I joined the media team at ONE FOR ISRAEL as a director, editor, and presenter about two years ago, where I could finally combine my two greatest loves in life: theology and media. We are a very small team, and we produce all the videos in our humble little studio here in Netanya.
We do testimonies of Israelis and English-speaking Jews from all over the world who met their Messiah. We also take the most frequently-asked questions and the most common objections against Jesus and tear them apart one by one in a series of apologetics videos, tackling the arguments from a philosophical, scientific, and biblical perspective.
For me it is much more than just videos, it is the start of the revolution!
You see, for 2000 years the Jewish religious leaders rejected Jesus and hid him from the people. They are the ones with full authority and power. They have the final word and they are the ones who can easily stop the gospel from being preached in Jewish communities. And throughout history, people claiming to be followers of Jesus made it easy for the rabbis to paint Jesus as the reason for all our troubles as a nation, as a traitor, as a forbidden name that you are not even allowed to pronounce.
But there is one thing that the rabbis have no control over. And that, my friends, is the internet.
It is neutral territory that leaves the gatekeepers powerless and opens a door that has been sealed for 2000 years.
The revolution in Israel
Israelis nowadays practically live on the internet.

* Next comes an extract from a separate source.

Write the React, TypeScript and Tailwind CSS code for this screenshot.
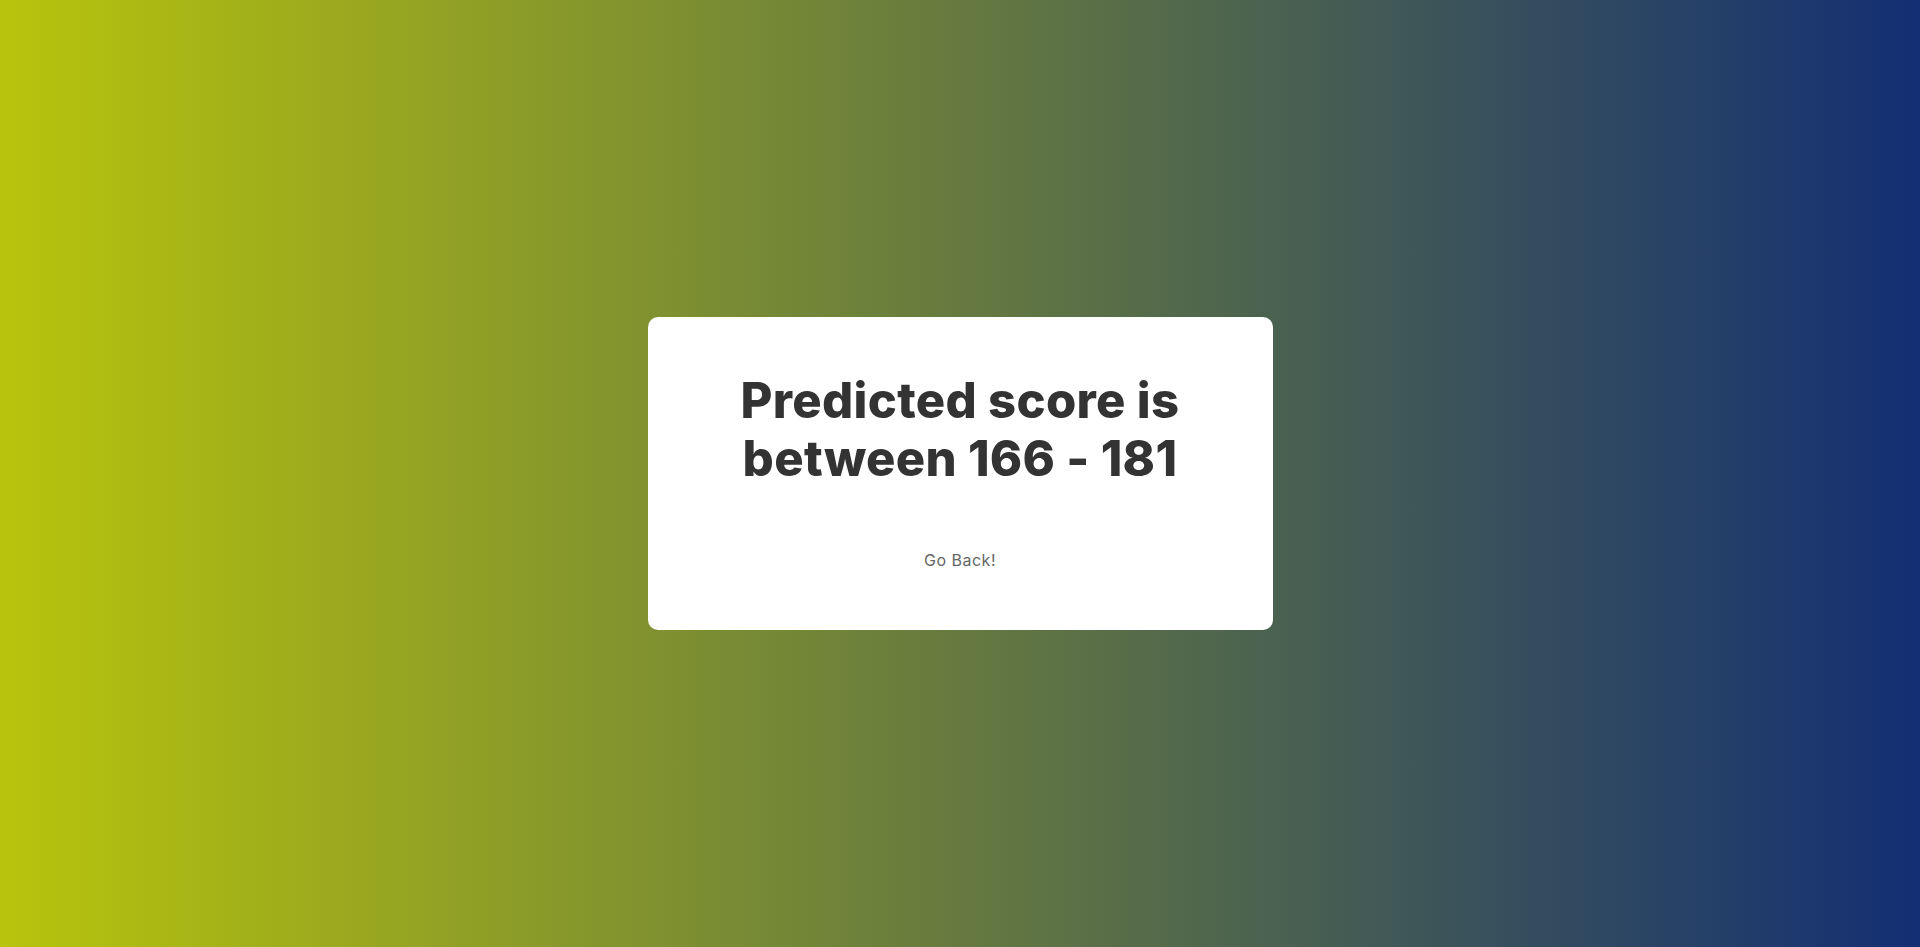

They are there, non-stop, 24/7. In fact, Israel is the leading nation when it comes to using YouTube and other social media, second only to Taiwan. The internet has become a land of its own, at the uttermost parts of the earth!
People are watching the videos and in numbers I wouldn’t have dared to dream of just a few years ago. Israel has around eight million citizens, and our Hebrew-language videos have already reached 18 million views. In total, worldwide, we have been able to reach more than 68 million views.
Now, almost everyone has been exposed to the gospel in one way or another. Even the most guarded sects within Orthodox Judaism can’t prevent their members from getting a smartphone. They all know it’s out there, the secret “forbidden chapters” of the Bible like Isaiah 53 and Daniel 9 are no longer a secret. The truth about Jesus pops up on their Facebook News Feed, on Instagram, and on YouTube videos… in their own language, spoken to them by their own people.
Jesus made Aliyah*! He is no longer a foreign idea. And his name is Yeshua again.
* “Making Aliyah” means to “go up” – it is the term we use for Jewish people returning to the land of Israel.